De l’autre côté, les auteurs présentent les forces et faiblesses de la pensée économique de Corbyn et son porte-parole en matière d’économie, John McDonnell. Comment réaliser un projet de société basé sur l’expansion de la propriété publique et la démocratie industrielle, une redistribution importante de la richesse, et une revitalisation du secteur manufacturier sur des lignes écologiques, face aux défis importants posés par la mobilité des capitaux et les pressions spéculatives sur la livre sterling ? McDonnell offrait plusieurs pistes de réponses, sans se prononcer de façon définitive sur certains points clés, comme les contrôles de capitaux.

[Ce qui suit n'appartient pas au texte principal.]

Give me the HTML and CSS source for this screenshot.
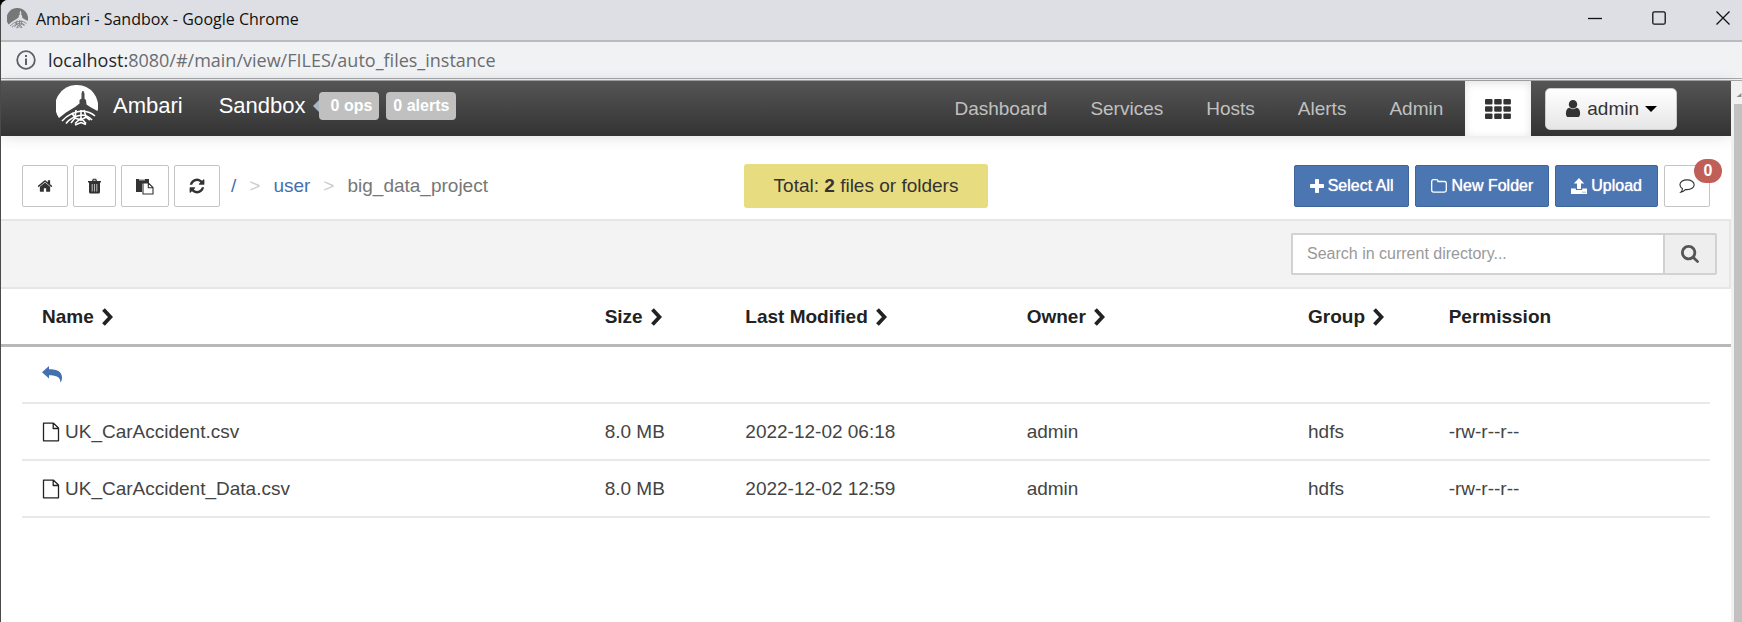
FILE: index.html
```html
<!DOCTYPE html>
<html lang="en">
<head>
<meta charset="utf-8">
<title>Ambari - Sandbox</title>
<link rel="stylesheet" href="styles.css">
</head>
<body>
<svg class="defs" aria-hidden="true">
  <symbol id="logo" viewBox="0 0 42 42">
    <path fill="currentColor" d="M21 0a21 21 0 0 1 20.500 26L35 22.500 30.500 19.500 30 15l-1.500-1.300V8.500L27.500 6h-1.200L25.500 8.500v5L23.500 15v3.500L19 22l-9 5.500L3 33A21 21 0 0 1 21 0z"/>
    <g fill="none" stroke="currentColor" stroke-width="1.600">
      <path d="M6 36q8-9 20-10 8 .5 13 5"/>
      <path d="M10 38.500q6-7.500 16-8.500 6 .5 10 5"/>
      <path d="M20 25l-1 8-4 5M25 25v8l-6 5.500M28 25l2 7 4 3M25 33l5 5.500M16 28l3 5 6 2 5-3M19 40l6-2.500 5 2"/>
    </g>
  </symbol>
  <symbol id="chevron" viewBox="0 0 12 18"><path d="M2.500 1.500L9.500 9l-7 7.500" fill="none" stroke="currentColor" stroke-width="3.800"/></symbol>
  <symbol id="file" viewBox="0 0 18 20"><path d="M1.500 1.200h10L16.500 6v12.800h-15zM11.200 1.500v5h5" fill="none" stroke="currentColor" stroke-width="1.300" stroke-linejoin="round"/></symbol>
</svg>

<header class="titlebar">
  <svg class="favicon"><use href="#logo"/></svg>
  <span class="window-title">Ambari - Sandbox - Google Chrome</span>
  <div class="window-controls">
    <button aria-label="Minimize"><svg viewBox="0 0 14 14"><path d="M0 7.500h14"/></svg></button>
    <button aria-label="Maximize"><svg viewBox="0 0 14 14"><rect x=".8" y=".8" width="12.400" height="12.400" rx="1.500"/></svg></button>
    <button aria-label="Close"><svg viewBox="0 0 14 14"><path d="M.5.5l13 13M13.500.5l-13 13"/></svg></button>
  </div>
</header>
<div class="addressbar">
  <svg class="info" viewBox="0 0 20 20"><circle cx="10" cy="10" r="8.800" fill="none" stroke="currentColor" stroke-width="1.800"/><path d="M9 5h2v2H9zM9 8.500h2V15H9z" fill="currentColor"/></svg>
  <span><span class="host">localhost:</span>8080/#/main/view/FILES/auto_files_instance</span>
</div>

<div class="viewport">
<div class="page">
  <nav class="navbar">
    <div class="identity">
      <a class="brand" href="#"><svg class="logo"><use href="#logo"/></svg>Ambari</a>
      <a class="cluster" href="#">Sandbox</a>
      <a class="label label-ops" href="#">0 ops</a>
      <a class="label" href="#">0 alerts</a>
    </div>
    <div class="menu">
      <a href="#">Dashboard</a><a href="#">Services</a><a href="#">Hosts</a><a href="#">Alerts</a><a href="#">Admin</a>
    </div>
    <button class="views" aria-label="Views"><svg viewBox="0 0 26 20"><g fill="currentColor"><rect width="7.500" height="5.500" rx="1"/><rect x="9.200" width="7.500" height="5.500" rx="1"/><rect x="18.400" width="7.500" height="5.500" rx="1"/><rect y="7.200" width="7.500" height="5.500" rx="1"/><rect x="9.200" y="7.200" width="7.500" height="5.500" rx="1"/><rect x="18.400" y="7.200" width="7.500" height="5.500" rx="1"/><rect y="14.400" width="7.500" height="5.500" rx="1"/><rect x="9.200" y="14.400" width="7.500" height="5.500" rx="1"/><rect x="18.400" y="14.400" width="7.500" height="5.500" rx="1"/></g></svg></button>
    <button class="account"><svg class="user" viewBox="256 128 1280 1536"><path fill="currentColor" d="M1536 1399q0 109-62.500 187t-150.500 78h-854q-88 0-150.500-78t-62.500-187q0-85 8.500-160.500t31.500-152 58.500-131 94-89 134.500-34.500q131 128 313 128t313-128q76 0 134.500 34.500t94 89 58.500 131 31.500 152 8.500 160.500zm-256-887q0 159-112.500 271.500t-271.500 112.500-271.500-112.500-112.500-271.500 112.500-271.500 271.500-112.500 271.500 112.500 112.500 271.500z"/></svg>admin<span class="caret"></span></button>
  </nav>

  <div class="toolbar">
    <div class="tools">
      <button class="btn" aria-label="Home"><svg class="icon" viewBox="0 0 1792 1792"><path fill="currentColor" d="M1472 992v480q0 26-19 45t-45 19h-384v-384h-256v384h-384q-26 0-45-19t-19-45v-480q0-1 .5-3t.5-3l575-474 575 474q1 2 1 6zm223-69l-62 74q-8 9-21 11h-3q-13 0-21-7l-692-577-692 577q-12 8-24 7-13-2-21-11l-62-74q-8-10-7-23.500t11-21.500l719-599q32-26 76-26t76 26l244 204v-195q0-14 9-23t23-9h192q14 0 23 9t9 23v408l219 182q10 8 11 21.500t-7 23.500z"/></svg></button>
      <button class="btn" aria-label="Trash"><svg class="icon trash" viewBox="0 0 13 16"><path fill="currentColor" d="M0 3h4l.8-2.200h3.400L9 3h4v1.600h-1V14q0 1.500-1.500 1.500h-8Q1 15.500 1 14V4.600H0z"/><path d="M4.200 6v7.500M6.500 6v7.500M8.800 6v7.500" stroke="#b5b5b5" stroke-width="1.100"/><path d="M5.300 2.800l.3-1h1.800l.3 1z" fill="#ddd"/></svg></button>
      <button class="btn" aria-label="Paste"><svg class="icon paste" viewBox="0 0 18 17"><path fill="currentColor" d="M0 1h13v4H7.500Q6 5 6 6.500V14H0z"/><path d="M3 1.800h6" stroke="#fff"/><path d="M7 5h5.500L17 9.500V16H7zM12.300 5v4.700H17" fill="#fff" stroke="currentColor" stroke-width="1.100"/></svg></button>
      <button class="btn" aria-label="Refresh"><svg class="icon" viewBox="64 64 1664 1664"><path fill="currentColor" d="M1639 1056q0 5-1 7-64 268-268 434.500t-478 166.500q-146 0-282.500-55t-243.500-157l-129 129q-19 19-45 19t-45-19-19-45v-448q0-26 19-45t45-19h448q26 0 45 19t19 45-19 45l-137 137q71 66 161 102t187 36q134 0 250-65t186-179q11-17 53-117 8-23 30-23h192q13 0 22.500 9.500t9.500 22.500zm25-800v448q0 26-19 45t-45 19h-448q-26 0-45-19t-19-45 19-45l138-138q-148-137-349-137-134 0-250 65t-186 179q-11 17-53 117-8 23-30 23h-199q-13 0-22.500-9.500t-9.500-22.500v-7q65-268 270-434.500t480-166.500q146 0 284 55.500t245 156.500l130-129q19-19 45-19t45 19 19 45z"/></svg></button>
      <div class="crumbs"><a href="#">/</a><span class="sep">&gt;</span><a href="#">user</a><span class="sep">&gt;</span><span>big_data_project</span></div>
    </div>
    <div class="total">Total: <b>2</b> files or folders</div>
    <div class="actions">
      <button class="btn primary"><svg class="icon glyph-plus" viewBox="0 0 14 14"><path fill="currentColor" d="M5 .8Q5 0 5.800 0h2.400Q9 0 9 .8V5h4.200q.8 0 .8.800v2.400q0 .8-.8.800H9v4.200q0 .8-.8.800H5.800Q5 14 5 13.200V9H.8Q0 9 0 8.200V5.800Q0 5 .8 5H5z"/></svg>Select All</button>
      <button class="btn primary"><svg class="icon" viewBox="0 0 16 14"><path d="M.7 2.500Q.7.700 2.500.7h2.800Q7 .7 7 2.500h6.500q1.800 0 1.800 1.800v7q0 1.800-1.800 1.800h-11q-1.800 0-1.800-1.800z" fill="none" stroke="currentColor" stroke-width="1.300"/></svg>New Folder</button>
      <button class="btn primary"><svg class="icon" viewBox="0 0 16 16"><path fill="currentColor" d="M8 0l5.200 5.500H10V11H6V5.500H2.800zM0 10.500h4.800V12h6.400v-1.500H16V16H0z"/><path d="M11.500 14.200h1M13.500 14.200h1" stroke="#4c76b2"/></svg>Upload</button>
      <button class="btn messages" aria-label="Messages"><svg class="icon" viewBox="0 0 17 16"><path d="M8.500 1.500c4.300 0 7.600 2.200 7.600 5.200s-3.300 5.200-7.600 5.200l-1.800-.1Q5 14 2 14.500q1.500-1.500 1.700-3.600Q1 9.300 1 6.700c0-3 3.200-5.200 7.500-5.200z" fill="none" stroke="currentColor" stroke-width="1.200"/></svg><span class="count">0</span></button>
    </div>
  </div>

  <form class="searchbar">
    <div class="search">
      <input type="text" aria-label="Search in current directory" placeholder="Search in current directory...">
      <button type="button" aria-label="Search"><svg viewBox="64 128 1664 1664"><path fill="currentColor" d="M1216 832q0-185-131.500-316.500t-316.500-131.500-316.500 131.500-131.500 316.500 131.500 316.500 316.500 131.500 316.500-131.500 131.500-316.500zm512 832q0 52-38 90t-90 38q-54 0-90-38l-343-342q-179 124-399 124-143 0-273.500-55.500t-225-150-150-225-55.500-273.500 55.500-273.500 150-225 225-150 273.500-55.500 273.500 55.500 225 150 150 225 55.500 273.500q0 220-124 399l343 343q37 37 37 90z"/></svg></button>
    </div>
  </form>

  <table class="files">
    <thead>
      <tr>
        <th>Name<svg><use href="#chevron"/></svg></th>
        <th>Size<svg><use href="#chevron"/></svg></th>
        <th>Last Modified<svg><use href="#chevron"/></svg></th>
        <th>Owner<svg><use href="#chevron"/></svg></th>
        <th>Group<svg><use href="#chevron"/></svg></th>
        <th>Permission</th>
      </tr>
    </thead>
    <tbody>
      <tr><td><a href="#" aria-label="Up one level"><svg class="reply" viewBox="0 0 20 17"><path fill="currentColor" d="M0 6.200L7 0v3.300c8 0 13 2.200 13 8.200 0 2-.5 3.600-1.500 5.300 0-5.500-3.500-7.600-11.500-7.600v3.300z"/></svg></a></td></tr>
      <tr><td><svg class="file"><use href="#file"/></svg>UK_CarAccident.csv</td><td>8.0 MB</td><td>2022-12-02 06:18</td><td>admin</td><td>hdfs</td><td>-rw-r--r--</td></tr>
      <tr><td><svg class="file"><use href="#file"/></svg>UK_CarAccident_Data.csv</td><td>8.0 MB</td><td>2022-12-02 12:59</td><td>admin</td><td>hdfs</td><td>-rw-r--r--</td></tr>
    </tbody>
  </table>
</div>
<div class="scrollbar"><svg class="scroll-up" viewBox="0 0 6 5"><path d="M6 0v5H0z" fill="#8b8b8b"/></svg><div class="thumb"></div></div>
</div>
</body>
</html>
```
FILE: styles.css
```css
* { box-sizing: border-box; }

html { background: #000; }

body {
  margin: 0;
  min-height: 100vh;
  display: flex;
  flex-direction: column;
  border-left: 1px solid #4a4a4a;
  border-top-left-radius: 8px;
  overflow: hidden;
  background: #fff;
  color: #333;
  font: 19px/24px "Liberation Sans", Arial, sans-serif;
}

button, input { font: inherit; color: inherit; margin: 0; }
button { cursor: pointer; }
a { color: #4470b0; text-decoration: none; }
svg { display: block; flex: none; }
.defs { position: absolute; width: 0; height: 0; }

/* Browser window */
.titlebar {
  display: flex;
  align-items: center;
  height: 42px;
  padding: 0 12px 4px 6px;
  background: #dedfe5;
  border-bottom: 2px solid #b9bbbf;
  font-family: "Open Sans", "Noto Sans", sans-serif;
  font-size: 16px;
  color: #111;
}
.window-title { padding-top: 2px; }
.favicon { width: 21px; height: 21px; margin-right: 8px; color: #777; }
.window-controls { display: flex; gap: 50px; margin-left: auto; }
.window-controls button { padding: 0; border: 0; background: none; }
.window-controls svg { width: 14px; height: 14px; fill: none; stroke: #111; stroke-width: 1.3; }

.addressbar {
  display: flex;
  align-items: center;
  gap: 12px;
  height: 39px;
  padding: 0 15px;
  background: #f1f2f4;
  border-bottom: 3px double #a5a7aa;
  font-family: "Open Sans", "Noto Sans", sans-serif;
  font-size: 18px;
  color: #6a6d71;
}
.info { width: 20px; height: 20px; color: #5c5f63; }
.host { color: #26282b; }

.viewport { display: flex; flex: 1; }
.page { flex: 1; min-width: 0; }
.scrollbar { width: 11px; padding: 12px 0 0 3px; background: #f1f1f1; }
.scroll-up { width: 6px; height: 4px; margin: 0 0 7px 2px; }
.thumb { height: calc(100% - 11px); background: #c1c1c1; }

/* Navigation */
.navbar {
  display: flex;
  align-items: center;
  height: 55px;
  padding: 0 54px 0 55px;
  background: linear-gradient(#555, #333);
  box-shadow: 0 1px 14px rgba(0, 0, 0, .12);
}
.navbar a { color: #fff; }
.identity { display: flex; align-items: center; padding-bottom: 6px; }
.brand { display: flex; align-items: center; gap: 15px; font-size: 22px; }
.logo { width: 42px; height: 42px; }
.cluster { margin: 0 13px 0 36px; font-size: 22px; }
.navbar .label {
  position: relative;
  margin-right: 7px;
  padding: 2px 7px;
  border-radius: 4px;
  background: #c0c0c0;
  font-size: 16px;
  font-weight: bold;
}
.navbar .label-ops { padding-left: 12px; }
.label-ops::before {
  content: "";
  position: absolute;
  left: -6px;
  top: 8px;
  border: solid transparent;
  border-width: 6px 6px 6px 0;
  border-right-color: #a9b6c4;
}
.menu { display: flex; gap: 43px; margin: 0 22px 0 auto; }
.navbar .menu a { color: #c0c0c0; }
.views {
  display: grid;
  place-items: center;
  align-self: stretch;
  width: 66px;
  border: 0;
  background: #fff;
  box-shadow: inset 0 2px 8px rgba(0, 0, 0, .12);
}
.views svg { width: 26px; height: 20px; }
.account {
  display: flex;
  align-items: center;
  height: 42px;
  margin-left: 14px;
  padding: 0 19px;
  border: 1px solid #ccc;
  border-radius: 5px;
  background: linear-gradient(#fff, #e6e6e6);
}
.user { width: 16px; height: 17px; margin-right: 6px; }
.caret { margin-left: 6px; border: solid transparent; border-width: 6px 6px 0; border-top-color: #000; }

/* File toolbar */
.toolbar {
  display: grid;
  grid-template-columns: 1fr auto 1fr;
  align-items: center;
  padding: 28px 21px 11px;
}
.tools, .actions { display: flex; align-items: center; gap: 5px; }
.actions { justify-content: flex-end; gap: 6px; }
.btn {
  display: flex;
  align-items: center;
  gap: 4px;
  height: 42px;
  padding: 0 14px;
  border: 1px solid #c4c4c4;
  border-radius: 2px;
  background: #fff;
  font-size: 16px;
}
.icon { width: 16px; height: 16px; }
.icon.trash { width: 13px; }
.icon.paste { width: 18px; height: 17px; }
.primary {
  padding: 0 15px;
  border-color: #40659b;
  background: #4c76b2;
  color: #fff;
  text-shadow: 0 0 1px #fff;
  white-space: nowrap;
}
.icon.glyph-plus { width: 14px; height: 14px; }
.messages { position: relative; }
.count {
  position: absolute;
  top: -7px;
  right: -13px;
  width: 28px;
  border-radius: 12px;
  background: #c05f57;
  color: #fff;
  font-weight: bold;
}
.crumbs { display: flex; gap: 13px; margin-left: 6px; color: #777; }
.sep { color: #ccc; }
.total {
  padding: 10px 30px;
  border-radius: 3px;
  background: #e8dc81;
}

/* Search */
.searchbar {
  display: flex;
  justify-content: flex-end;
  padding: 12px 12px 12px 0;
  border: 2px solid #e6e6e6;
  border-left: 0;
  background: #f3f3f3;
}
.search { display: flex; width: 426px; height: 42px; }
.search input {
  flex: 1;
  min-width: 0;
  padding: 0 14px;
  border: 2px solid #d2d2d2;
  border-right-width: 0;
  border-radius: 2px 0 0 2px;
  background: #fff;
  font-size: 16px;
}
.search input::placeholder { color: #999; opacity: 1; }
.search button {
  display: grid;
  place-items: center;
  width: 54px;
  padding: 0;
  border: 2px solid #d2d2d2;
  border-radius: 0 2px 2px 0;
  background: #eee;
  color: #555;
}
.search button svg { width: 18px; height: 18px; }

/* File list */
.files, .files thead, .files tbody { display: block; }
.files thead, .files tbody { padding: 0 21px; }
.files thead { border-bottom: 3px solid #b8b8b8; }
.files tr { display: grid; grid-template-columns: 4fr 1fr 2fr 2fr 1fr 2fr; }
.files tbody tr { border-bottom: 2px solid #e9e9e9; }
.files th, .files td {
  display: flex;
  align-items: center;
  height: 55px;
  padding: 0 0 0 20px;
  text-align: left;
  white-space: nowrap;
}
.files th { color: #222; }
.files td { color: #444; }
.files th svg { width: 12px; height: 18px; margin-left: 7px; }
.files .reply { width: 20px; height: 17px; }
.files .file { width: 18px; height: 20px; margin-right: 5px; color: #222; }
```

Leo Panitch et Colin Leys observent que même avec la défaite du Parti travailliste en 2019 et la démission de Corbyn comme chef, il y a eu un changement de paradigme dans la politique britannique qui fait que le Parti conservateur ne défend plus l’austérité comme il l’avait fait auparavant. Le livre s’arrête à l’élection de 2019, dont les auteurs offrent une analyse critique. Les développements subséquents représentent tout de même un nouveau chapitre dramatique dans l’histoire interne du Parti travailliste. Le chef actuel, Keir Starmer, a provoqué une véritable guerre interne en 2020 et 2021 avec ses attaques contre l’héritage de Corbyn, allant même jusqu’à suspendre ce dernier temporairement du parti. Sur les plans rhétorique et organisationnel, Starmer semble essayer d’opérer un retour en quelque sorte vers le style de Tony Blair.
Searching for Socialism fournit du contexte historique très riche pour comprendre les dynamiques internes du Parti travailliste qui continuent à évoluer aujourd’hui. L’ouvrage exige parfois certaines connaissances de base en histoire économique et en parlementarisme britannique de la part du lecteur, et les descriptions détaillées de controverses procédurales et factionnelles pourraient s’avérer ennuyeuses ou difficilement accessibles pour certains. Mais pour les spécialistes des partis politiques et du mouvement syndical, ainsi que les lecteurs avec de l’expérience directe dans des partis ou des mouvements sociaux, il y a plusieurs discussions pratiques et stratégiques qui seront familières.